**What is required**
Your task is to copy every line of the entries that contains "with".

** start of Exercise materials **

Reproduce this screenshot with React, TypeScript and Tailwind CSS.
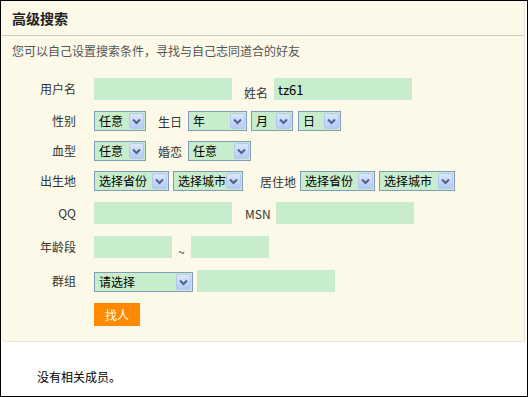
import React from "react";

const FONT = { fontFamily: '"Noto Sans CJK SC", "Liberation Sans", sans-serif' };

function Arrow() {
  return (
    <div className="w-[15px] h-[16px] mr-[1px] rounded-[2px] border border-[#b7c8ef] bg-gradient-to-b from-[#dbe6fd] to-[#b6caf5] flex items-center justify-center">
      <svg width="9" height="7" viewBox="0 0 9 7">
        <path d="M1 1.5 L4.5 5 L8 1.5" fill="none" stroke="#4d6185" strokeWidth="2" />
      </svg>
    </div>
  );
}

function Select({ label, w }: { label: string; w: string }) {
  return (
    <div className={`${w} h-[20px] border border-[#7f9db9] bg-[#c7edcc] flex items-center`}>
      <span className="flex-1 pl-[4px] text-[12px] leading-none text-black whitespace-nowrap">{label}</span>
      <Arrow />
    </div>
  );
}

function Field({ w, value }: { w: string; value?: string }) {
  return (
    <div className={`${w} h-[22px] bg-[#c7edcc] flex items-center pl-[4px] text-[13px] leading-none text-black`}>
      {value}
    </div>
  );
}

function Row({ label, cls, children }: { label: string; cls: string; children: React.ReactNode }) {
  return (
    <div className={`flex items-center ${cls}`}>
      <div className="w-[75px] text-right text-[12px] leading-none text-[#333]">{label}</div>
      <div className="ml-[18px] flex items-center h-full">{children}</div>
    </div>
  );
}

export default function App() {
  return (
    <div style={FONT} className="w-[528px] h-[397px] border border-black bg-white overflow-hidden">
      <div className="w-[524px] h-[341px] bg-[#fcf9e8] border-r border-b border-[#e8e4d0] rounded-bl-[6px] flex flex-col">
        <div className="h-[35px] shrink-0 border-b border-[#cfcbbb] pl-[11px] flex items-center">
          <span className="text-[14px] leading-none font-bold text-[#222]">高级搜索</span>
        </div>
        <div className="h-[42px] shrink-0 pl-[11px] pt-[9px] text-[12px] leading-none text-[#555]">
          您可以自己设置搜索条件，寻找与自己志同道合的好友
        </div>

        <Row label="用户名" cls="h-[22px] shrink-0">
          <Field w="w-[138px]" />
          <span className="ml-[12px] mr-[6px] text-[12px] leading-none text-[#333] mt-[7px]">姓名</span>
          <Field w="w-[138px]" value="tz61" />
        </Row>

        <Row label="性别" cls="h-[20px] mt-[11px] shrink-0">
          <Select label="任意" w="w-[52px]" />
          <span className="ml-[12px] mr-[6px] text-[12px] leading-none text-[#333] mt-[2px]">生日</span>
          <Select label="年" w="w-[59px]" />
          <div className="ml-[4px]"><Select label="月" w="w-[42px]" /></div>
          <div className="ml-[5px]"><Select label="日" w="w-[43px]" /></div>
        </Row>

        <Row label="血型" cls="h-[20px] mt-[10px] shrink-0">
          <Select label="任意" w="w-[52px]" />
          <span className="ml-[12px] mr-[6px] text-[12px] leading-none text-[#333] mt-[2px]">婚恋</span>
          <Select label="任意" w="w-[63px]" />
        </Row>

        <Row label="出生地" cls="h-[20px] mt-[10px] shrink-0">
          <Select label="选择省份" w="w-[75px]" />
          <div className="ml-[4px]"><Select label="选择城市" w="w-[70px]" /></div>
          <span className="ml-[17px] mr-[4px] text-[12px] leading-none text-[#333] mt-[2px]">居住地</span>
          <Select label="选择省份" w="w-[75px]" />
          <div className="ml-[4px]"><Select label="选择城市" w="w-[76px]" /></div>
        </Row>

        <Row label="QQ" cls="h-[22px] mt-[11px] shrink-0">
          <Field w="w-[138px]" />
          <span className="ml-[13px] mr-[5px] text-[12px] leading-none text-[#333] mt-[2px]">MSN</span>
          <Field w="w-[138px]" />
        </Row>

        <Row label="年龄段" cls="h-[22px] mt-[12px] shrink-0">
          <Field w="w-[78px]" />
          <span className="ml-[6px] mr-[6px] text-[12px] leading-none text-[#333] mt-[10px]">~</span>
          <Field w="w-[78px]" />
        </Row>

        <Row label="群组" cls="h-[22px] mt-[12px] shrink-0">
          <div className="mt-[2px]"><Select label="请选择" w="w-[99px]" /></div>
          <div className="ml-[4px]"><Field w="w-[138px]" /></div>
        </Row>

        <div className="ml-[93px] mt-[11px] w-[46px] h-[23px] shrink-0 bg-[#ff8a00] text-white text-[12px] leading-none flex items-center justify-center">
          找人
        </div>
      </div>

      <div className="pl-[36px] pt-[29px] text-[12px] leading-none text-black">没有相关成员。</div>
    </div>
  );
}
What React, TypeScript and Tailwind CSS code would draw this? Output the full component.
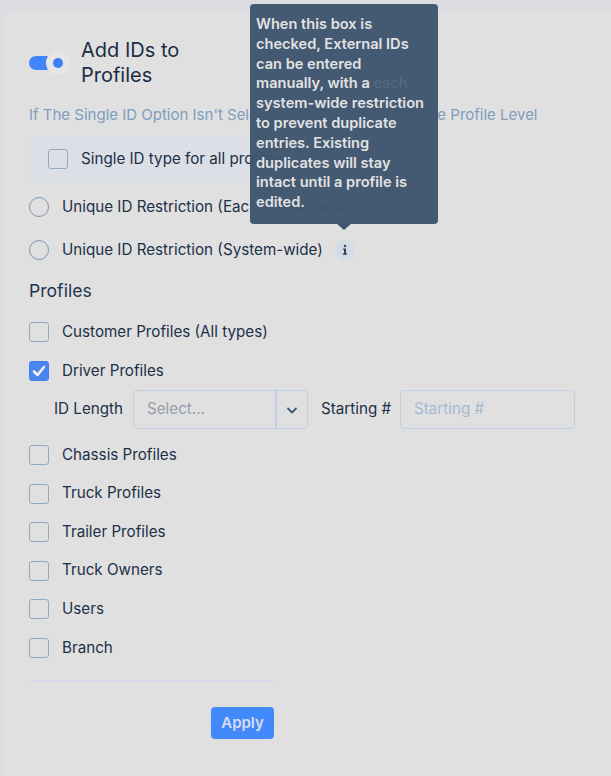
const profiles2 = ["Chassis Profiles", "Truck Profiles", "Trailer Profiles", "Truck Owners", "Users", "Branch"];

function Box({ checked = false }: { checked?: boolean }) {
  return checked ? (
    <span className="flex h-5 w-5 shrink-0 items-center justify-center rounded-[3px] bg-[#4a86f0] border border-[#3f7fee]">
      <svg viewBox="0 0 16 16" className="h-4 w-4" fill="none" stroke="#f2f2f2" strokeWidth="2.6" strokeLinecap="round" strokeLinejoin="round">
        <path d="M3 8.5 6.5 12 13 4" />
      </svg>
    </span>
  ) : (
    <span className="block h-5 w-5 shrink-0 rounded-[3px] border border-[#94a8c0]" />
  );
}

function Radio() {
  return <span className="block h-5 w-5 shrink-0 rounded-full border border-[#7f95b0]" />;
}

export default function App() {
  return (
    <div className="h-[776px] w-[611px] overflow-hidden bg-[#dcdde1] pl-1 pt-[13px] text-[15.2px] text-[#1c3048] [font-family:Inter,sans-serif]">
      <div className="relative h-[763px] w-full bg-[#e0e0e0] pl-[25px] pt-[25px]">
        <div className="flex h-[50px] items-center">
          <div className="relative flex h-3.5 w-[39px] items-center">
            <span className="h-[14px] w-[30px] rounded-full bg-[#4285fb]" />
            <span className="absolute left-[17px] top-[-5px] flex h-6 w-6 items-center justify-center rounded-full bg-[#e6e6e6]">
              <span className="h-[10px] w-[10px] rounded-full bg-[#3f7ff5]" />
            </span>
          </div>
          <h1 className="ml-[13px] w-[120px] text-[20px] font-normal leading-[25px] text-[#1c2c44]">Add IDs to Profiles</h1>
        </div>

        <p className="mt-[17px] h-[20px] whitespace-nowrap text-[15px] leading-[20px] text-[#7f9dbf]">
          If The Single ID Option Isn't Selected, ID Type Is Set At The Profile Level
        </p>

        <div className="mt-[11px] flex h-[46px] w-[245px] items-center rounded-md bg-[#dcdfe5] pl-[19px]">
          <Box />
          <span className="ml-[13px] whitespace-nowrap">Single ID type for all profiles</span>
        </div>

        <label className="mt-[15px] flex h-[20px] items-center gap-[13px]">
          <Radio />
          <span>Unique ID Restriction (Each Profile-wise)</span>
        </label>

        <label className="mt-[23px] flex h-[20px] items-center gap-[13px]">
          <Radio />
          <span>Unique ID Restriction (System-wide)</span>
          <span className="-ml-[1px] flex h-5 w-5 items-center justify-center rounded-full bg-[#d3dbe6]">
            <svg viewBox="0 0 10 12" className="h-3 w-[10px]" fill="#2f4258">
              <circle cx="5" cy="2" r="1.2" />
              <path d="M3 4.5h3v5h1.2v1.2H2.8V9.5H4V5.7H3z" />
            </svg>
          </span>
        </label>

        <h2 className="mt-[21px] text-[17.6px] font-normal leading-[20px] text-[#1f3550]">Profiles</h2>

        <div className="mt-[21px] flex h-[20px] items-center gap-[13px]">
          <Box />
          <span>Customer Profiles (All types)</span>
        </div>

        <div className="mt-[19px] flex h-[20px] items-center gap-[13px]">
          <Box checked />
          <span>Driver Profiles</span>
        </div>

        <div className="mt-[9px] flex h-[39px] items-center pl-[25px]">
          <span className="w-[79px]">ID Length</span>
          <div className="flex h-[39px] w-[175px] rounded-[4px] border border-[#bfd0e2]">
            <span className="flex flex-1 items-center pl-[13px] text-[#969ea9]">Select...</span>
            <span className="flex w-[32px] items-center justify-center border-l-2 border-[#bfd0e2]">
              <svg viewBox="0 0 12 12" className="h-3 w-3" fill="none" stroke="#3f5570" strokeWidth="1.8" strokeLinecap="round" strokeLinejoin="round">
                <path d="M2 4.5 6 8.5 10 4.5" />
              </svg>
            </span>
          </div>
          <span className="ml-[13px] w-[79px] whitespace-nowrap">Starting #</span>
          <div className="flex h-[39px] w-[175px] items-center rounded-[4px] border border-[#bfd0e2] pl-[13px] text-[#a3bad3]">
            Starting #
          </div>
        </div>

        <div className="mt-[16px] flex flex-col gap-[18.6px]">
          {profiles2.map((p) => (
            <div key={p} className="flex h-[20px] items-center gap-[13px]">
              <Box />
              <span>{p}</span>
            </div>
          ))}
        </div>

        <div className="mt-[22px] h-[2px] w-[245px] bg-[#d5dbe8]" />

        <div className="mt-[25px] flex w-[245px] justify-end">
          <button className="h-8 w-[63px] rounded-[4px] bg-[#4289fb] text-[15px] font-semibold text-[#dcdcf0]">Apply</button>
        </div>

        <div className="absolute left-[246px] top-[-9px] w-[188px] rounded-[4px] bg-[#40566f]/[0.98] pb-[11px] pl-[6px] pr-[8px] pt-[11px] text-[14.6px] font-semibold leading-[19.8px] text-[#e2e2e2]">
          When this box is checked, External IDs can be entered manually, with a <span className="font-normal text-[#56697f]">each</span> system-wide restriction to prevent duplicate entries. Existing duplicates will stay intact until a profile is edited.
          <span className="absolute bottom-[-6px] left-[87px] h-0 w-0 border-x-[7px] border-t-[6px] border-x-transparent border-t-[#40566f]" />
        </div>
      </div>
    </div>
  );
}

** end of Exercise materials **

**The completed task**
Reproduce this screenshot with React, TypeScript and Tailwind CSS.
          When this box is checked, External IDs can be entered manually, with a <span className="font-normal text-[#56697f]">each</span> system-wide restriction to prevent duplicate entries. Existing duplicates will stay intact until a profile is edited.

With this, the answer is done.